D’abord, se laver, mais pas n’importe comment. Uniquement les parties du corps qui sécrètent de la sueur et où les frottements peuvent provoquer des irritations. Lavez-vous en priorité les aisselles, les pieds, les parties génitales et le cul. Le reste attendra.

Pour bien dormir, les poules seront vos muses : levées avec les rayons du soleil, couchées avec le crépuscule. Huit heures de sommeil n’ont jamais fait de mal à personne, et pour ça, un bon duvet n’a pas son pareil : au début, on se les gèle, mais vingt minutes après, la chaleur du corps le transforme en igloo, et on s’y endort comme un bébé, par – 10 °C à l’extérieur.

Pour s’alimenter, des boîtes de conserve feront l’affaire, et pour les réchauffer, une bougie suffira. Un fruit pour tout dessert, et votre ventre sera rempli pour la journée.

Pour les distractions, oubliez les ordinateurs et tout ce qui fait fonctionner des centrales nucléaires : un jeu d’échecs permet de jouer à deux personnes, une belote ou un poker, à quatre. Pour les intellos, nous recommandons un livre. Il y en a des milliers que vous n’avez pas encore lus et qui seront l’occasion de discussions avec vos congénères, ce qui favorisera votre sociabilité.

Pour le sexe, pas besoin d’électricité, les hormones vous donneront l’énergie d’une centrale nucléaire pour faire des étincelles. Une bonne bite et une belle chatte réveilleront vos sens et vous feront découvrir que vous êtes capable de faire beaucoup de choses par – 10 °C et sans électricité.

Manger, dormir, réfléchir et niquer, finalement, on peut faire tout ça sans brûler un kilowatt-heure.

Alors, pourquoi sommes-nous à ce point terrorisés à l’idée de nous restreindre ? Pourquoi une invention aussi géniale qu’une bobine de fil de cuivre qui tourne au milieu d’aimants et qui produit du courant est-elle devenue une source d’angoisse pour toute l’humanité ?

La capacité d’adaptation indique le niveau d’intelligence d’un individu. La nôtre semble s’amenuiser de jour en jour, ce qui signifierait que nous ne sommes pas aussi malins qu’on voudrait le croire.

En réalité, notre niveau de consommation d’énergie n’a pas été conçu pour satisfaire nos besoins vitaux, mais ceux du marché, qui a besoin de millions de consommateurs pour exister.

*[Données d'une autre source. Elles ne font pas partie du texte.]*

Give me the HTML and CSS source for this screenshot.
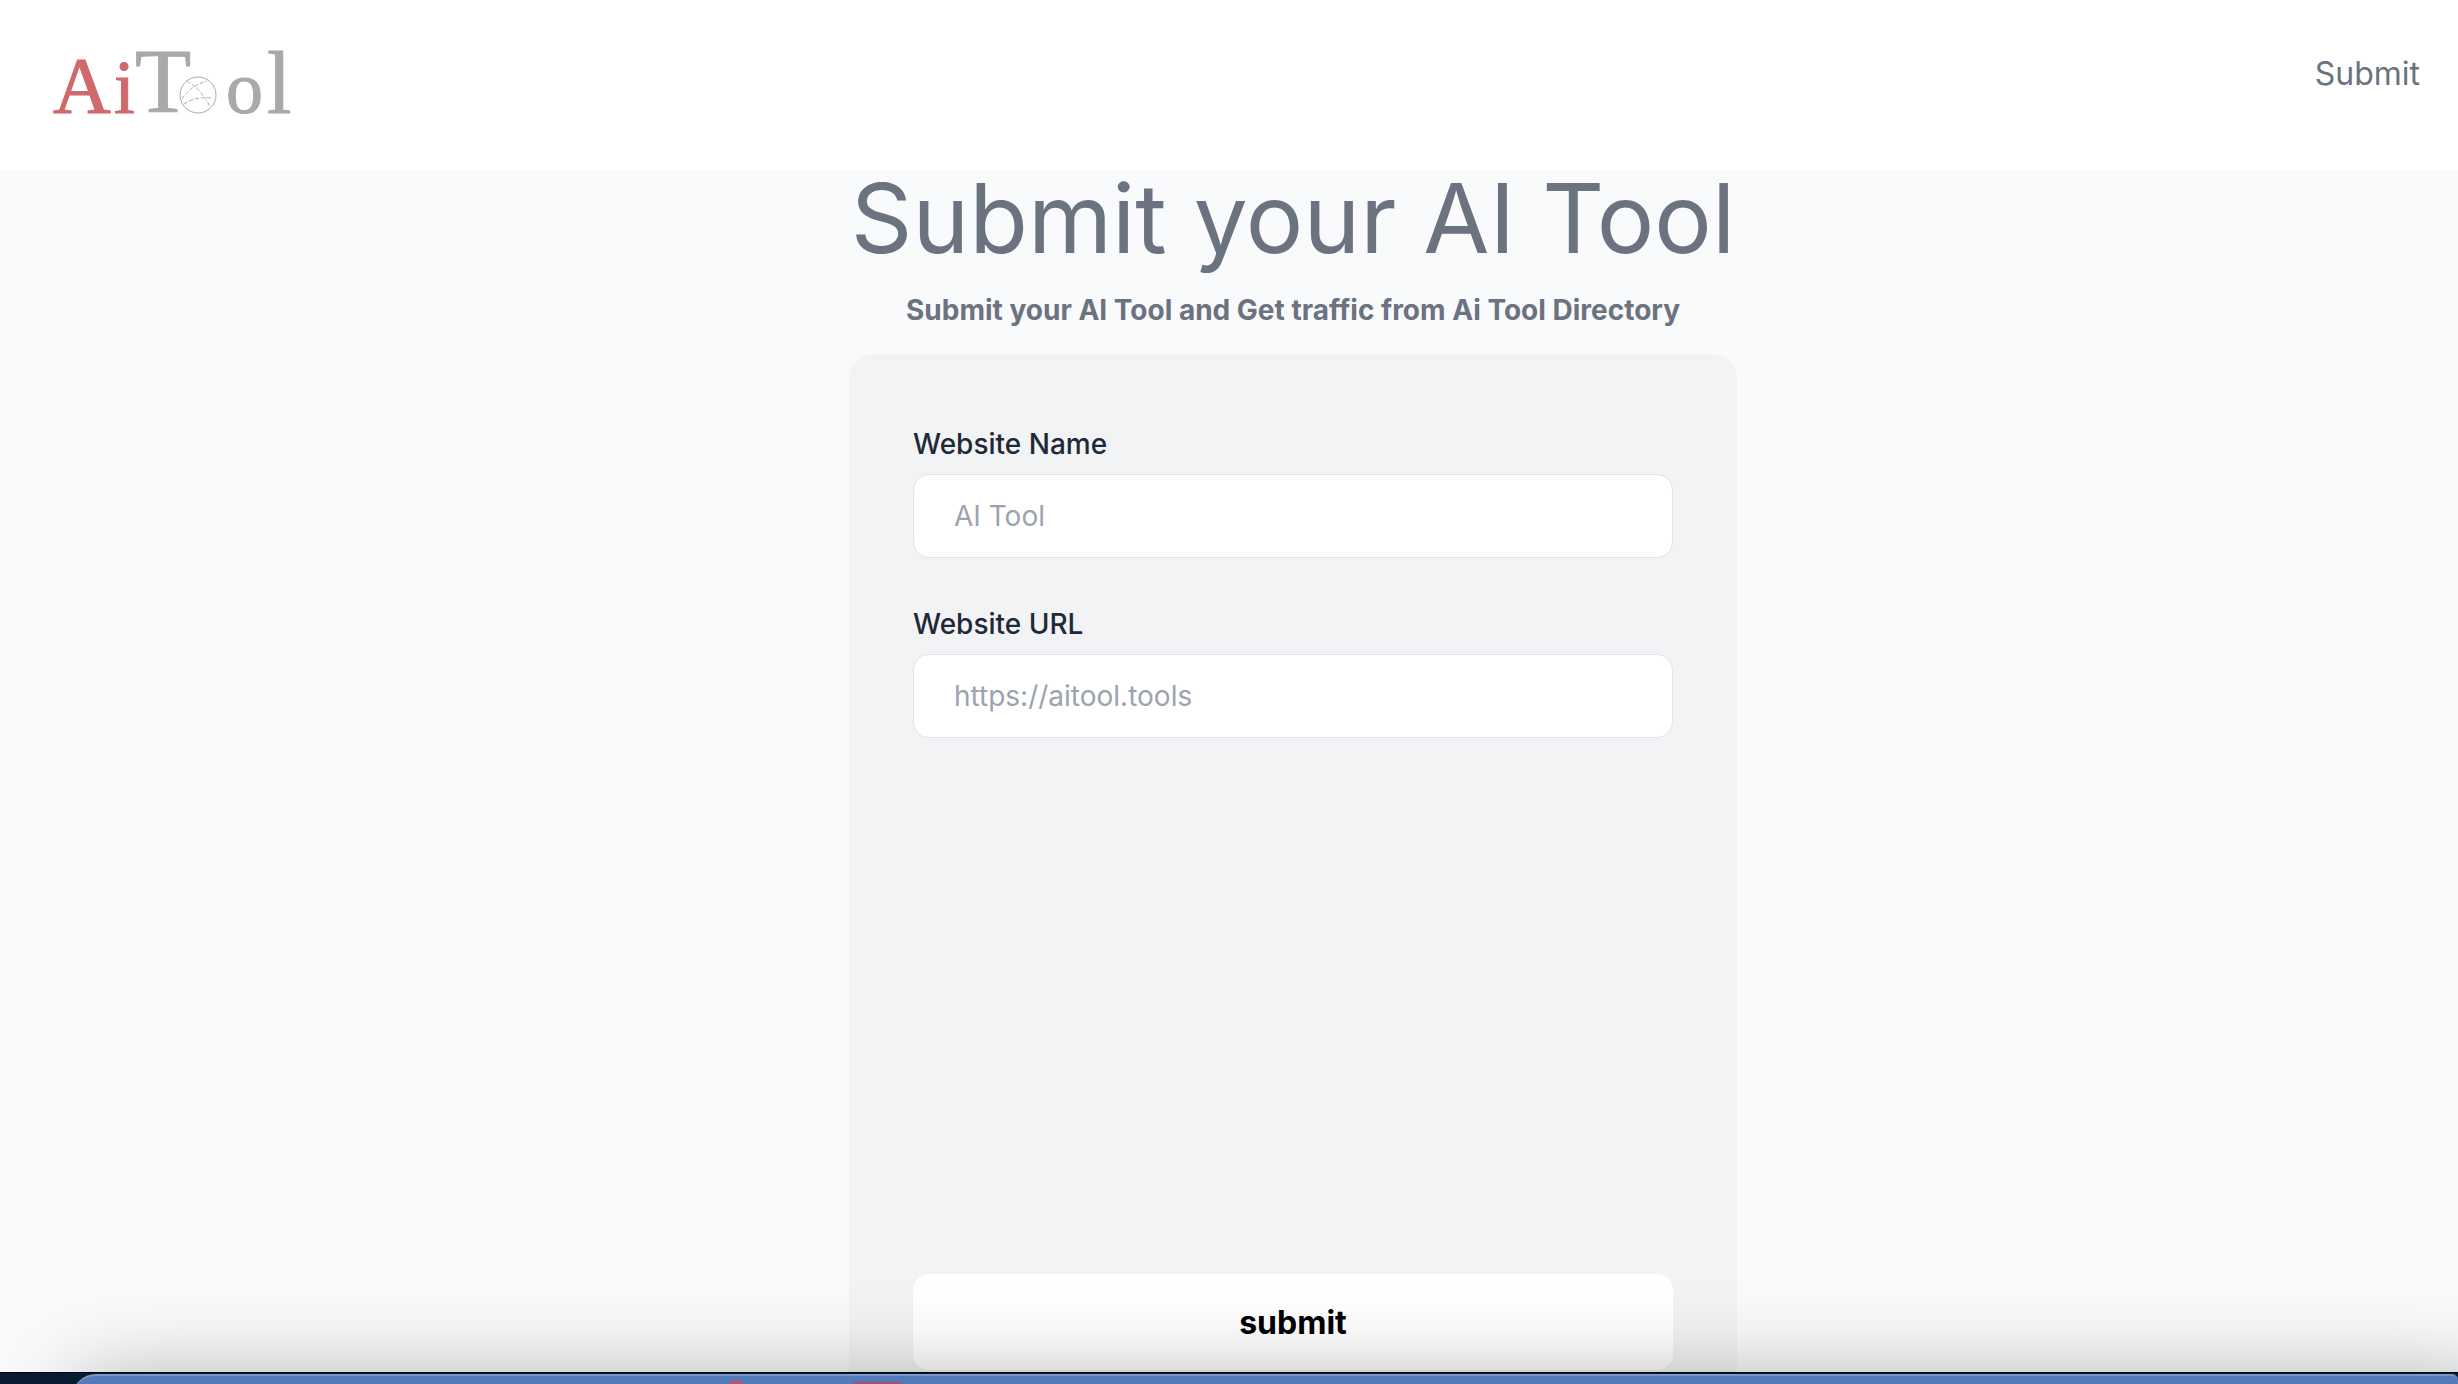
FILE: index.html
```html
<!DOCTYPE html>
<html lang="en">
<head>
    <meta charset="UTF-8">
    <meta name="viewport" content="width=device-width, initial-scale=1.0">
    <title>Submit your AI Tool</title>
    <link rel="stylesheet" href="styles.css">
</head>
<body>
    <header class="header">
        <a href="#" class="logo" aria-label="AiTool">
            <svg width="320" height="150" viewBox="0 0 320 150">
                <g class="logo-red">
                    <text x="53" y="113" font-size="80">A</text>
                    <text x="114" y="113" font-size="76">i</text>
                </g>
                <g class="logo-gray">
                    <text x="135" y="112" font-size="92">T</text>
                    <text x="226" y="113" font-size="74">o</text>
                    <text x="267" y="113" font-size="88">l</text>
                </g>
                <!-- Globe in place of the first "o" -->
                <circle class="globe" cx="198" cy="95" r="18" />
                <path class="globe-lines" d="M182 99 Q190 86 207 81 M184 104 Q196 96 213 98 M187 81 Q203 91 210 107" />
            </svg>
        </a>
        <nav>
            <a href="#" class="nav-link">Submit</a>
        </nav>
    </header>

    <main class="main">
        <h1>Submit your AI Tool</h1>
        <p class="subtitle">Submit your AI Tool and Get traffic from Ai Tool Directory</p>

        <!-- Submit Form -->
        <form class="submit-form">
            <div class="form-group">
                <label for="name">Website Name</label>
                <input type="text" id="name" name="name" placeholder="AI Tool">
            </div>
            <div class="form-group">
                <label for="url">Website URL</label>
                <input type="text" id="url" name="url" placeholder="https://aitool.tools">
            </div>
            <div class="preview"></div>
            <button type="submit">submit</button>
        </form>
    </main>

    <!-- Top edge of the dock -->
    <div class="dock-shadow"></div>
    <div class="dock">
        <div class="dock-panel">
            <span class="dock-dot"></span>
            <span class="dock-tab"></span>
        </div>
    </div>
</body>
</html>
```
FILE: styles.css
```css
* {
    box-sizing: border-box;
}

body {
    font-family: Inter, sans-serif;
    background-color: #f8fafc;
    color: #6b7280;
    margin: 0;
    height: 100vh;
    overflow: hidden;
}

.header {
    display: flex;
    justify-content: space-between;
    align-items: flex-start;
    height: 170px;
    padding-right: 38px;
    background: white;
}

.logo svg {
    display: block;
    font-family: "Liberation Serif", serif;
}

.logo-red {
    fill: #d0696b;
    stroke: #d0696b;
    stroke-width: 1;
}

.logo-gray {
    fill: #a9a9a9;
    stroke: #a9a9a9;
    stroke-width: 1;
}

.globe {
    fill: white;
    stroke: #aaa;
    stroke-width: 1;
}

.globe-lines {
    fill: none;
    stroke: #aaa;
    stroke-width: 1;
    stroke-dasharray: 4 2;
}

.nav-link {
    display: block;
    margin-top: 54px;
    font-size: 32px;
    line-height: 40px;
    color: #6b7280;
    text-decoration: none;
}

.main {
    display: flex;
    flex-direction: column;
    align-items: center;
    padding-left: 128px;
}

h1 {
    margin: 0;
    font-size: 96px;
    font-weight: 400;
    line-height: 96px;
}

.subtitle {
    margin: 24px 0;
    font-size: 28px;
    font-weight: 700;
    line-height: 40px;
}

.submit-form {
    width: 100%;
    max-width: 888px;
    padding: 70px 64px;
    background: #f1f3f5;
    border-radius: 24px;
}

.form-group {
    margin-bottom: 46px;
}

.form-group label {
    display: block;
    margin-bottom: 10px;
    font-size: 28px;
    font-weight: 500;
    line-height: 40px;
    color: #1f2937;
}

.form-group input {
    display: block;
    width: 100%;
    height: 84px;
    padding: 0 40px;
    font-family: inherit;
    font-size: 28px;
    background: white;
    border: 1px solid #e2e5e9;
    border-radius: 16px;
}

.form-group input::placeholder {
    color: #9ca3af;
}

.preview {
    height: 490px;
}

.submit-form button {
    display: block;
    width: 100%;
    height: 96px;
    font-family: inherit;
    font-size: 32px;
    font-weight: 700;
    color: black;
    background: white;
    border: none;
    border-radius: 16px;
    cursor: pointer;
}

.dock-shadow {
    position: fixed;
    left: 76px;
    right: -40px;
    bottom: -200px;
    height: 200px;
    border-radius: 24px;
    box-shadow: 0 0 90px rgba(0, 0, 0, 0.34);
    pointer-events: none;
}

.dock {
    position: fixed;
    left: 0;
    right: 0;
    bottom: 0;
    height: 12px;
    padding: 1px 0 0 72px;
    background: #091a33;
    border-top: 1px solid black;
    overflow: hidden;
}

.dock-panel {
    position: relative;
    height: 48px;
    background: #537bbc;
    border-top: 2px solid #7a96c4;
    border-radius: 24px 6px 0 0;
}

.dock-dot {
    position: absolute;
    left: 654px;
    top: 4px;
    width: 20px;
    height: 20px;
    background: #b8586a;
    border-radius: 50%;
}

.dock-tab {
    position: absolute;
    left: 778px;
    top: 6px;
    width: 54px;
    height: 20px;
    background: #a85078;
    border-radius: 6px;
}
```
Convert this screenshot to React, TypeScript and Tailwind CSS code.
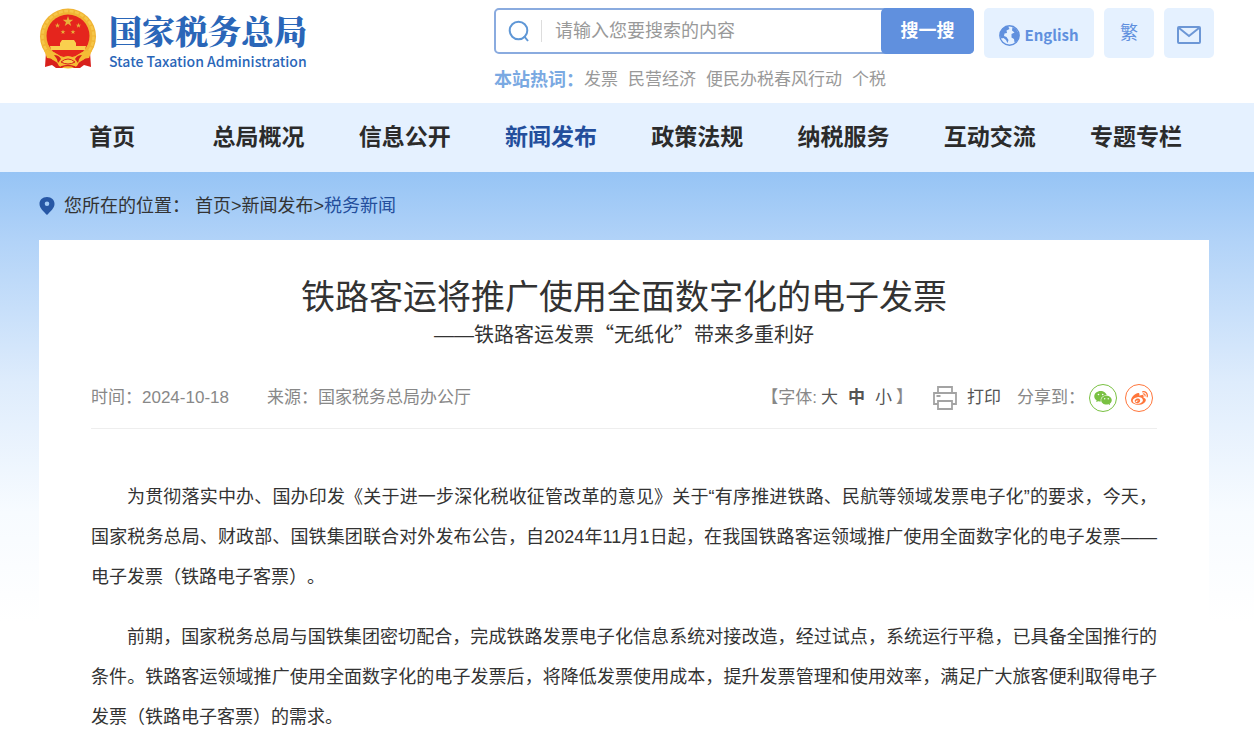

Un individu qui a froid est un individu qui ne rapporte pas assez d’argent à la machine économique.


Editorial de Riss. Charlie Hebdo Web. Source


2 réflexions sur “Conseils d’ami…

  1. bernarddominik 09/12/2022 / 11h12

    Élevé chez mes grands parents dans un village du haut Var j’ai été habitué aux chambres glaciales car on ne chauffait que la cuisine-salle de séjour. Les chambres étaient à l’étage la cuisine au rdc. Il n’y avait ni salle de bain ni eau chaude. L’électricité ne servait qu’à la lumière, il n’y avait ni radio ni tv ni téléphone ni ustensile électrique, tout se faisait à la main. Et on vivait différemment, plus pauvre mais sans publicité et donc sans désir de consommer au delà de nos besoins. Le monde a changé et je ne sais pas si je serais capable de revivre comme ça, en tout cas il faudrait que beaucoup de choses changent.

    • Libres jugements 09/12/2022 / 15h05

      Je suis aussi de la génération qui a connu le poêle à boulet d’anthracite trônant dans la pièce commune. Lorsque nous allions mon frère et moi, dans notre chambre, nous étions équipés chaudement avant de nous glisser dans des draps glacé ou seule une brique enroulée de papier journal, permettait un point de chaleur que nous réservions à nos pieds gelés le temps qu’elle refroidisse. Il n’était pas rare en s’éveillant de constater la froidure de la pièce était froide, notamment sur les vitres constellées de givre intérieur. Pour le reste, bien que vivant en région parisienne, la description que tu en fais Bernard, était pratiquement la même.
      Quant à revivre cette période, s’il le fallait, nous le réfèrerions… comment vivent celles et ceux qui sont sous les bombes dans différents pays, y compris l’Ukraine.